Es posible que el Estado y las comunidades autónomas no hayan tenido un papel protagonista directo en este proceso, pero tampoco han hecho nada por evitarlo, y en cualquier caso han engrasado la maquinaria inmobiliaria hasta el estallido de la burbuja, tanto en el mundo rural como en el resto del territorio. Se ha desgravado la adquisición o construcción de viviendas, se ha diseñado una legislación urbanística orientada sistemáticamente al crecimiento e incluso se ha considerado la urbanización como una actividad intrínsecamente modernizadora y generadora de riqueza que había que proteger frente a propietarios conservadores.
"¿Qué hacemos con el patrimonio residencial infrautilizado de la España vacía?"
Hasta aquí el relato de lo que hemos vivido, pero ¿qué hacemos ahora con el patrimonio residencial infrautilizado de la España vacía? ¿cómo van a mantenerlo las nuevas generaciones cuando tienen dificultades para comprar o alquilar su primera vivienda?. De momento, mientras buscamos soluciones que no parecen sencillas, lo primero que se me ocurre es que tenemos que parar este despropósito. Para eso no se necesitan grandes inversiones sino un debate abierto que enfrente a los protagonistas de esta historia con su propia realidad, porque en el fondo se trata de un problema de actitudes y por tanto cultural. De eso, y de otros problemas relacionados con la España vaciada, hemos hablado varias docenas de profesionales convocados este fin de semana en Brihuega por el Colegio Oficial de Arquitectos de Castilla-La Mancha, pero es necesario extender el debate al conjunto de la población porque el futuro sólo podemos hacerlo entre todos.
Los urbanitas tienen que entender que no es necesario malgastar todos sus ahorros ni poseer ninguna vivienda para disfrutar de la naturaleza y el encanto de nuestros pueblos. Los pocos que se han quedado o tienen intereses en los pequeños municipios tienen que entender que la urbanización y la construcción desmedida no resuelven ningún problema a medio y largo plazo, sino que más bien lo crean, que lo mejor que se puede hacer para preservar el legado de los abuelos es utilizarlo para prestar servicios de forma sostenida, no venderlo apresuradamente y marcharse a la ciudad con el resultado de la venta. Nuestros representantes políticos tienen que entender que no los elegimos para que nos den caramelos ni para que se pongan nerviosos después de cada manifestación multitudinaria, sino para que piensen con serenidad en el futuro común y tiren del carro, que crecer para mantener o mejorar los servicios que presta un ayuntamiento no sólo no es necesario, sino que además es imposible que crezcamos todos, y que no existe ninguna dicotomía campo-ciudad sino que en el siglo de la globalización ni el territorio ni la economía ni la población pueden compartimentarse. Al final siempre seremos las mismas personas y los mismos flujos económicos utilizando la totalidad del territorio.

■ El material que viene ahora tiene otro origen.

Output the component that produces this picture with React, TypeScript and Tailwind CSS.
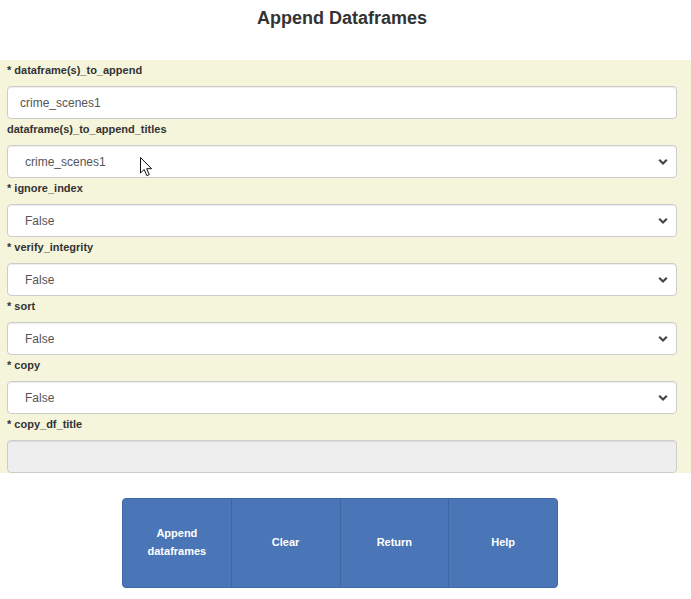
import React from "react";

type Field = {
    name: string
    required: boolean
    kind: "input" | "select" | "disabled"
    value: string
}

const fields: Field[] = [
    { name: "dataframe(s)_to_append", required: true, kind: "input", value: "crime_scenes1" },
    { name: "dataframe(s)_to_append_titles", required: false, kind: "select", value: "crime_scenes1" },
    { name: "ignore_index", required: true, kind: "select", value: "False" },
    { name: "verify_integrity", required: true, kind: "select", value: "False" },
    { name: "sort", required: true, kind: "select", value: "False" },
    { name: "copy", required: true, kind: "select", value: "False" },
    { name: "copy_df_title", required: true, kind: "disabled", value: "" },
]

const buttons = ["Append dataframes", "Clear", "Return", "Help"]

function Chevron() {
    return (
        <svg className="pointer-events-none absolute right-[9px] top-1/2 -translate-y-1/2" width="10" height="7" viewBox="0 0 10 7">
            <path d="M1.2 1.3 L5 5 L8.8 1.3" fill="none" stroke="#444" strokeWidth="2.2" />
        </svg>
    )
}

function Cursor() {
    return (
        <svg className="absolute left-[140px] top-[157px]" width="13" height="20" viewBox="0 0 13 20">
            <path d="M0.5 0.5 L0.5 16 L4.2 12.5 L6.8 18.6 L9.2 17.6 L6.7 11.7 L11.6 11.7 Z" fill="#fff" stroke="#111" strokeWidth="1" strokeLinejoin="round" />
        </svg>
    )
}

export default function App() {
    return (
        <div className="relative w-[691px] h-[599px] bg-white overflow-hidden" style={{ fontFamily: '"Liberation Sans", Arial, sans-serif' }}>
            <div className="w-[684px] h-[60px] pt-[7px] text-center">
                <h1 className="text-[18px] leading-[22px] font-bold text-[#333]">Append Dataframes</h1>
            </div>

            <div className="bg-[#f5f5dc] pl-[7px] pr-[14px]">
                {fields.map((f) => (
                    <div key={f.name}>
                        <label className="block h-[26px] pt-[1px] leading-[18px] text-[11px] font-bold text-[#333]">
                            {f.required ? "* " : ""}{f.name}
                        </label>
                        {f.kind === "input" && (
                            <input
                                className="block w-full h-[33px] rounded-[4px] border border-[#ccc] bg-white pl-[12px] text-[12px] text-[#555] shadow-[inset_0_1px_1px_rgba(0,0,0,0.075)] outline-none"
                                defaultValue={f.value}
                                type="text"
                            />
                        )}
                        {f.kind === "select" && (
                            <div className="relative">
                                <select
                                    className="block w-full h-[33px] appearance-none rounded-[4px] border border-[#ccc] bg-white pl-[17px] text-[12px] text-[#555] shadow-[inset_0_1px_1px_rgba(0,0,0,0.075)] outline-none"
                                    defaultValue={f.value}
                                >
                                    <option value={f.value}>{f.value}</option>
                                </select>
                                <Chevron />
                            </div>
                        )}
                        {f.kind === "disabled" && (
                            <input
                                className="block w-full h-[33px] rounded-[4px] border border-[#ccc] bg-[#eee] pl-[12px] text-[12px] shadow-[inset_0_1px_1px_rgba(0,0,0,0.075)] outline-none"
                                disabled
                                type="text"
                            />
                        )}
                    </div>
                ))}
            </div>

            <div className="w-[680px] flex justify-center pt-[25px]">
                <div className="flex w-[436px] h-[90px] rounded-[4px] overflow-hidden border border-[#3f68a8] bg-[#4a75b7]">
                    {buttons.map((b, i) => (
                        <button
                            key={b}
                            className={
                                "flex-1 flex items-center justify-center px-[18px] pb-[3px] text-[11px] font-bold leading-[18px] text-white text-center " +
                                (i > 0 ? "border-l border-[#3f66a5]" : "")
                            }
                        >
                            {b}
                        </button>
                    ))}
                </div>
            </div>

            <Cursor />
        </div>
    )
}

Casi siempre que los arquitectos, ingenieros, urbanistas, geógrafos y otros profesionales del territorio analizamos un problema tendemos a pensar que la solución solo puede venir de la mano de un proyecto o un plan, a ser posible diseñado por nosotros mismos, y en este caso hay quien piensa que los problemas de la España vacía se resolverán mediante eso que llamamos Ordenación del Territorio, es decir, planes basados en sesudos estudios que dispongan lo que se debe hacer o no hacer en cada lugar. He aquí otro problema cultural y otro debate necesario, porque el urbanismo y la ordenación del territorio, que al fin y al cabo son la misma cosa, no pueden consistir en diseñar un mundo ideal en el que todo encaje, sino en conciliar los inevitables conflictos por el uso del espacio que siempre surgirán en una sociedad abierta, en la que la última palabra nunca corresponderá al urbanista ni al soberano, sino a los millones de personas y entidades que todos los días toman decisiones con repercusiones espaciales. El futuro no se puede diseñar, pero podemos mejorarlo con la palabra.